Now terms like “applicative parsers” and “parser combinators” can make this approach seem complicated, but rather than attempting to explain these concepts up front, we’ll just dive in and start coding.

We’ll build up to the complex stuff incrementally via a series of implementations, where each implementation is only slightly different from the previous one. By using this approach, I hope that at each stage the design and concepts will be easy to understand, and so by the end of this series, parser combinators will have become completely demystified.

There will be four posts in this series:

  • In this, the first post, we’ll look at the basic concepts of parser combinators and build the core of the library.
  • In the second post, we’ll build up a useful library of combinators.
  • In the third post, we’ll work on providing helpful error messages.
  • In the last post, we’ll build a JSON parser using this parser library.

Obviously, the focus here will not be on performance or efficiency, but I hope that it will give you the understanding that will then enable you to use libraries like FParsec effectively. And by the way, a big thank you to Stephan Tolksdorf, who created FParsec. You should make it your first port of call for all your .NET parsing needs!

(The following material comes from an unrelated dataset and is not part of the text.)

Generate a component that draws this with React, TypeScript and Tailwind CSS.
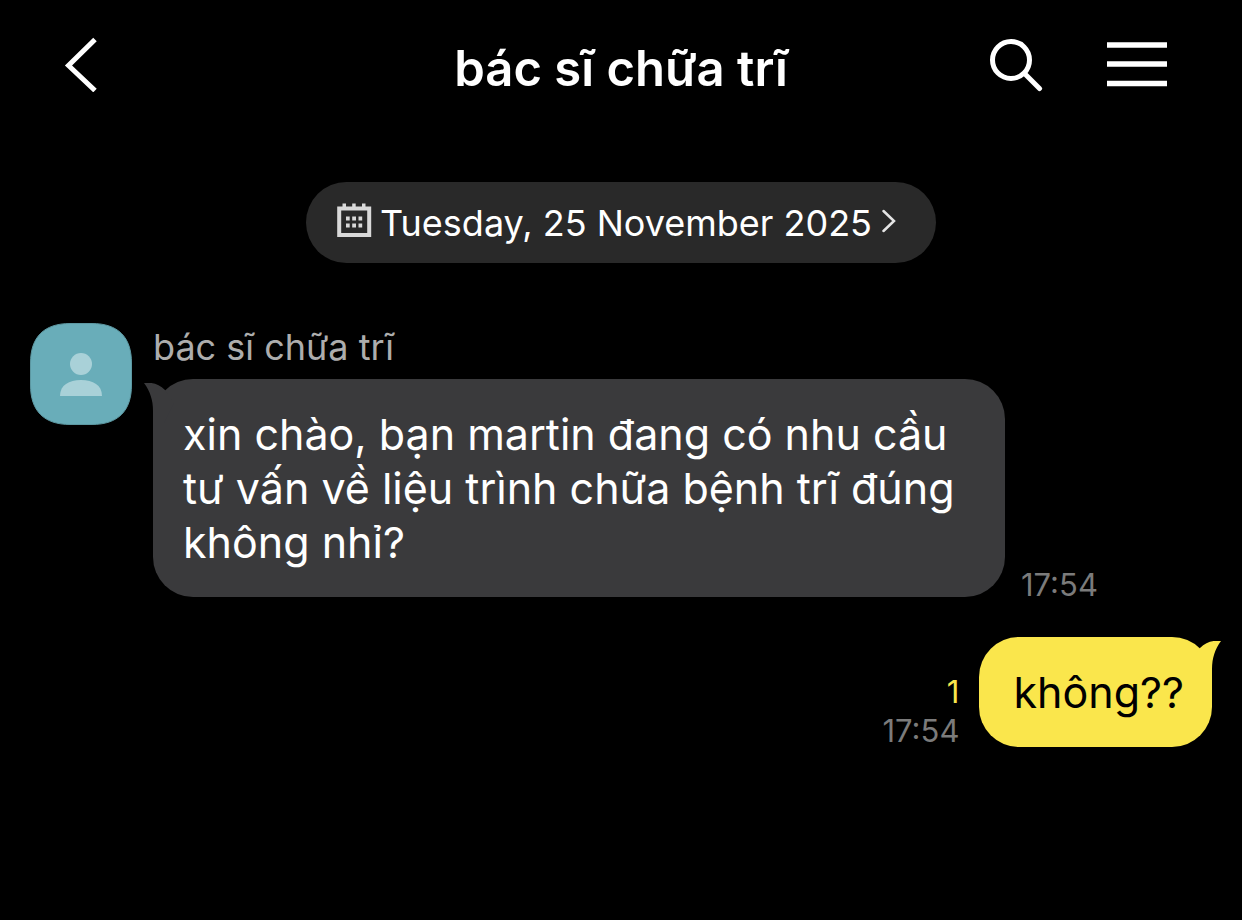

Parsing a hard-coded character

To start with, let’s create something that just parses a single, hard-coded, character, in this case, the letter “A”. You can’t get much simpler than that!

Here is how it works:

  • The input to a parser is a stream of characters. We could use something complicated, but for now we’ll just use a string.
  • If the stream is empty, then return a pair consisting of false and an empty string.
  • If the first character in the stream is an A, then return a pair consisting of true and the remaining stream of characters.
  • If the first character in the stream is not an A, then return false and the (unchanged) original stream of characters.

Here’s the code:

let parseA str =
  if String.IsNullOrEmpty(str) then
    (false,"")
  else if str.[0] = 'A' then
    let remaining = str.[1..]
    (true,remaining)
  else
    (false,str)

The signature of parseA is:

val parseA :
  string -> (bool * string)

which tells us that the input is a string, and the output is a pair consisting of the boolean result and another string (the remaining input), like this:

Let’s test it now – first with good input:

let inputABC = "ABC"
parseA inputABC

The result is:

(true, "BC")

As you can see, the A has been consumed and the remaining input is just "BC".

And now with bad input:

let inputZBC = "ZBC"
parseA inputZBC

which gives the result:

(false, "ZBC")

And in this case, the first character was not consumed and the remaining input is still "ZBC".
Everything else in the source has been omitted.